3. Someone requests wire service payment via Western Union or MoneyGram:

  • Deal often seems too good to be true, price is too low, or rent is below market, etc.
  • Scam "bait" items include free tickets, only pay taxes, 2 for 1 deal other high value items.
  • Scammer may (falsely) claim a confirmation code from you is needed before he can withdraw your money.
  • Common countries currently include: Nigeria, Romania, UK, Netherlands—but could be anywhere.
  • Rental may be local, but owner is "travelling" or "relocating" and needs you to wire money abroad.
  • Scammer may pretend to be unable to speak by phone (scammers prefer to operate by text/email).

4. Distant person offers to send you a cashier's check or money order and then have you wire money:

  • This is ALWAYS a scam in our experience—the cashier's check is FAKE.
  • Sometimes accompanies an offer of merchandise, sometimes not.
  • Scammer often asks for your name, address, etc. for printing on the fake check.
  • Deal often seems too good to be true.

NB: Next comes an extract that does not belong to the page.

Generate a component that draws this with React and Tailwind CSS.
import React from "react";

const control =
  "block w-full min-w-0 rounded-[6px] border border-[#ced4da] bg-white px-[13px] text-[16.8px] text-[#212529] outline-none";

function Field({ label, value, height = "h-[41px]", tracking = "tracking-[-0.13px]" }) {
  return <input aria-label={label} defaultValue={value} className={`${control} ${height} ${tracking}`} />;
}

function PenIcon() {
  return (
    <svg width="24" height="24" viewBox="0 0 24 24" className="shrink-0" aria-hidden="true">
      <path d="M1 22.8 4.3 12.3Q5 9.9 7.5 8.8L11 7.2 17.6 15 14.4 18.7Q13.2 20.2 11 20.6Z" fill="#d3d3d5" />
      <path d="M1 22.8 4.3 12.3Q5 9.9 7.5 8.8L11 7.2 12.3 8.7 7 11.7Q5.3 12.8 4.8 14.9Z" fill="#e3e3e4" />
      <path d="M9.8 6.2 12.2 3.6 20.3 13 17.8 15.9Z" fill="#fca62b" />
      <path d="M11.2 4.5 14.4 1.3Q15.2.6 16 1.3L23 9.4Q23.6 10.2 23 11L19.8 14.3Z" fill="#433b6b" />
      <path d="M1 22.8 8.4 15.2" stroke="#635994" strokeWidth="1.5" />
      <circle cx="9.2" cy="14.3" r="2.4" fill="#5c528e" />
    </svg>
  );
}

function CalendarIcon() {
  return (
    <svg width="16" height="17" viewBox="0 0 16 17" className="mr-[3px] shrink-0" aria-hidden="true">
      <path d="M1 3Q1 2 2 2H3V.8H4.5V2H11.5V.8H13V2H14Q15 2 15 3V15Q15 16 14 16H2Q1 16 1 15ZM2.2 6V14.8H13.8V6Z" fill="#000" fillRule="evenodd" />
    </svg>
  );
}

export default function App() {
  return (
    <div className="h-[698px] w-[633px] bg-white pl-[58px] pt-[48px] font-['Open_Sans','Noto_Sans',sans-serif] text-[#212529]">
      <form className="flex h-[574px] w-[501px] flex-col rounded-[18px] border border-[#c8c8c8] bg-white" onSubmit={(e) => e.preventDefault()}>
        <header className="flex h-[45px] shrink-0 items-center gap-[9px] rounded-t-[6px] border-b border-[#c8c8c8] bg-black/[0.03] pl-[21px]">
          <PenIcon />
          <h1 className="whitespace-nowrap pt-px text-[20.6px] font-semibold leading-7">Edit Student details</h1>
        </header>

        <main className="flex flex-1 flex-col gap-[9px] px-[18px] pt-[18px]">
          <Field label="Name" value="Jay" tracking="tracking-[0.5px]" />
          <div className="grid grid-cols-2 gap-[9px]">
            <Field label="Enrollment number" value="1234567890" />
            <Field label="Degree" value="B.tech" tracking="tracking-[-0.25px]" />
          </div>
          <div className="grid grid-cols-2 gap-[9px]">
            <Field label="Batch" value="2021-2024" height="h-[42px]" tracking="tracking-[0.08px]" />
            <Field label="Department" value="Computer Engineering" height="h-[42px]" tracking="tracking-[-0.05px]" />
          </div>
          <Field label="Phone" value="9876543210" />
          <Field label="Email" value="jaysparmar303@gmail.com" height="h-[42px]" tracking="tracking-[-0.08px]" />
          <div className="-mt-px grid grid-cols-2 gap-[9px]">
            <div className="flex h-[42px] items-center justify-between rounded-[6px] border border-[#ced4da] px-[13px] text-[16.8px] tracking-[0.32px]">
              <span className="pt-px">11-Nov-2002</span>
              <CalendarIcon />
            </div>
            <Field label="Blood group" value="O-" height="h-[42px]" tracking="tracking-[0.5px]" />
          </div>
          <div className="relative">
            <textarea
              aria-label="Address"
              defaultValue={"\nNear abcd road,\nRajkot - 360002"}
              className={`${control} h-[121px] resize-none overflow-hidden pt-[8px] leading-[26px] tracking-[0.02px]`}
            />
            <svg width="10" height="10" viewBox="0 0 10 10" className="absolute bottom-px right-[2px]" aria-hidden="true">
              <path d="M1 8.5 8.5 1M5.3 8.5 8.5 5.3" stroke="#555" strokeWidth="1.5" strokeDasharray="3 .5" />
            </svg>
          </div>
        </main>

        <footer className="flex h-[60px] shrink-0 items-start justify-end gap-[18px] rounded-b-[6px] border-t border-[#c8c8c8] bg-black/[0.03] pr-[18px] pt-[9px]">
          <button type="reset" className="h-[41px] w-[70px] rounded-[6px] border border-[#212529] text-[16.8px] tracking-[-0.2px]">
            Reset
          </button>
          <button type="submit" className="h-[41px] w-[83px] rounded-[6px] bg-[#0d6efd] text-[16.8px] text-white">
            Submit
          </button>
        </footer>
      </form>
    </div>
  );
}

5. Distant seller suggests use of an online escrow service:

  • Most online escrow sites are FRAUDULENT and operated by scammers.
  • For more info, do a google search on "fake escrow" or " escrow fraud."

6. Distant seller asks for a partial payment upfront, after which they will ship goods:

  • He says he trusts you with the partial payment.
  • He may say he has already shipped the goods.
  • Deal often sounds too good to be true.

7.Foreign company offers you a job receiving payments from customers, then wiring funds:

  • Foreign Agency/Tour Guide or Transporter may claim it is unable to receive payments from its customers directly.
  • You are typically offered a percentage of payments received.
  • This kind of "position" may be posted as a job, or offered to you via email.